L’angoisse des profs face au “doxing” : “On a peur de voir notre nom livré sur les réseaux sociaux”

L’angoisse des profs face au “doxing” : “On a peur de voir notre nom livré sur les réseaux sociaux”

“Tout peut basculer très vite. On a tous en tête le risque de voir un élève livrer notre nom sur les réseaux sociaux en nous accusant à tort de dérapage ou de faits non avérés”, souffle Sabrina*, la voix chargée d’émotion. Cette enseignante de la région parisienne, une fois assurée que son prénom sera bien changé et son anonymat totalement garanti, raconte la frayeur qu’elle a ressentie cet hiver à l’occasion d’une sortie scolaire. Ce jour-là, une de ses élèves de terminale refuse d’ôter son voile, comme l’exige la loi interdisant le port de signes religieux ostensibles dans le cadre scolaire. La discussion s’envenime, la lycéenne, soutenue par une partie de ses camarades, empoigne son téléphone pour se plaindre à sa famille et à des proches. “Je n’ai jamais connu un tel niveau de stress. Qui sait ce que cette jeune fille, persuadée à tort d’être victime d’une forme d’agression de la part de ses enseignants, allait pouvoir raconter ?” poursuit la professeure d’histoire-géographie, le 27 mars, soit le lendemain de l’annonce du départ du proviseur de la cité scolaire Maurice-Ravel, pour des “raisons de sécurité”.
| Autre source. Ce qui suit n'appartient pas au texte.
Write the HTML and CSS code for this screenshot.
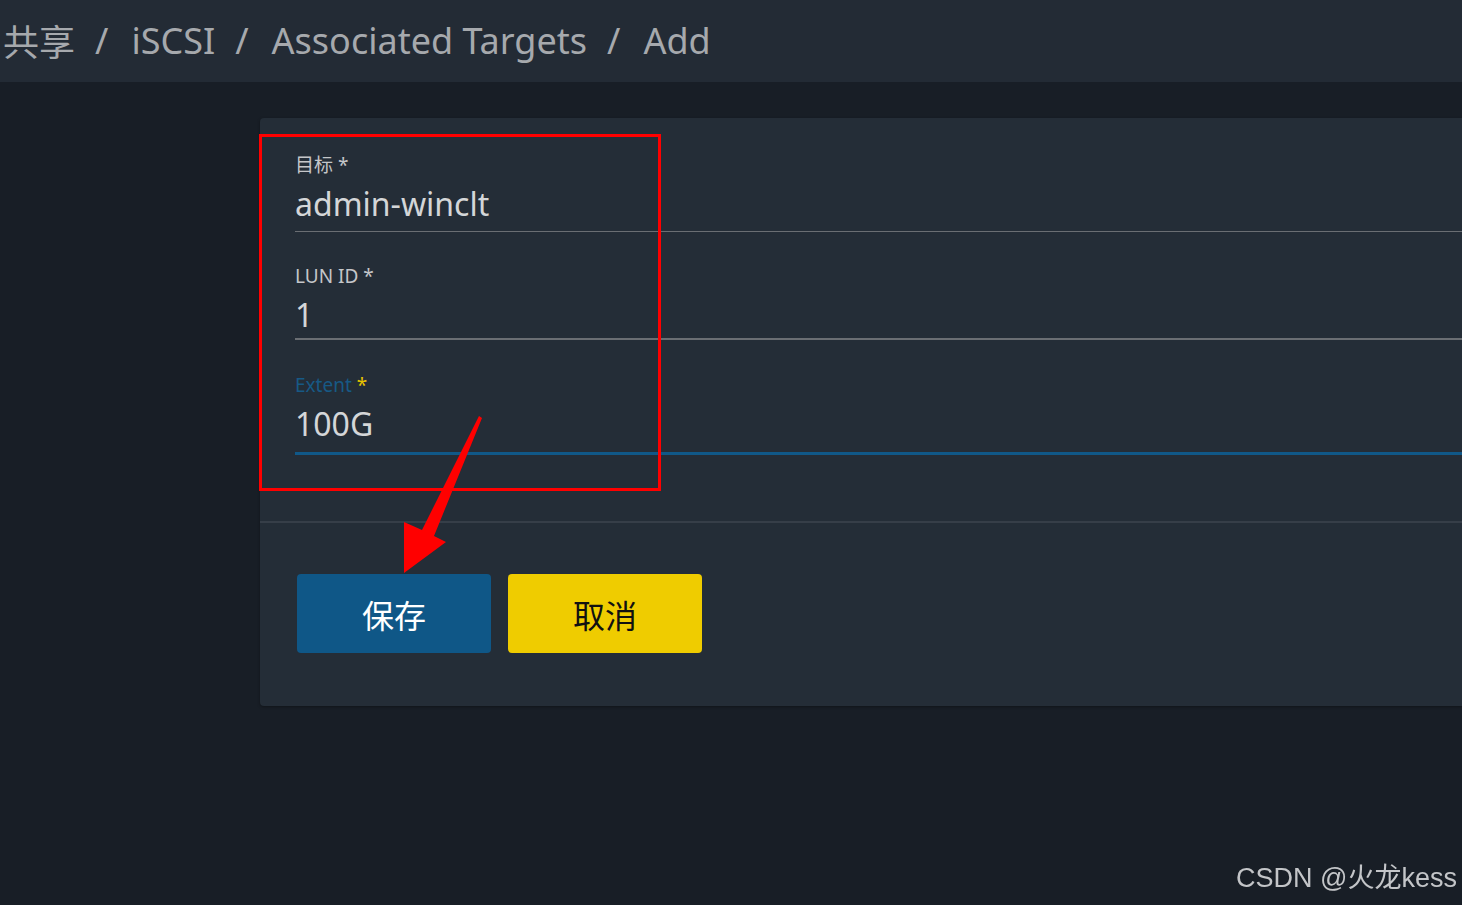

Le récit de Sabrina fait écho à celui de ce chef d’établissement du XXᵉ arrondissement de Paris menacé de mort sur Internet après une altercation avec une élève majeure qui avait refusé de se dévoiler dans l’enceinte scolaire, le 28 février dernier. La plainte de cette dernière pour violence a été classée sans suite pour “infraction insuffisamment caractérisée”, a annoncé le parquet cette semaine. “J’ai décidé que l’Etat allait porter plainte contre cette jeune femme pour dénonciation calomnieuse”, a ensuite annoncé le Premier ministre, Gabriel Attal, sur TF1. Avant d’ajouter : “La laïcité [est] sans cesse mise à l’épreuve. Et on le voit, il y a une forme d’entrisme islamiste qui se manifeste notamment dans nos établissements scolaires.”

Tous les enseignants ont aujourd’hui à l’esprit l’assassinat de Samuel Paty, victime lui aussi de cet engrenage infernal sur le Web, où avaient circulé son nom et celui du collège du Bois-d’Aulne, où il exerçait. Combien d’entre eux sont aujourd’hui victimes de “doxing”, cette pratique qui consiste à attaquer l’un d’eux en révélant des informations personnelles ? Le phénomène est difficile à quantifier. Selon un sondage de la Fondation Jean-Jaurès sorti en 2021, 13 % des enseignants interrogés disent avoir fait l’objet d’insultes ou de propos calomnieux sur Internet de la part d’élèves ou de parents d’élèves.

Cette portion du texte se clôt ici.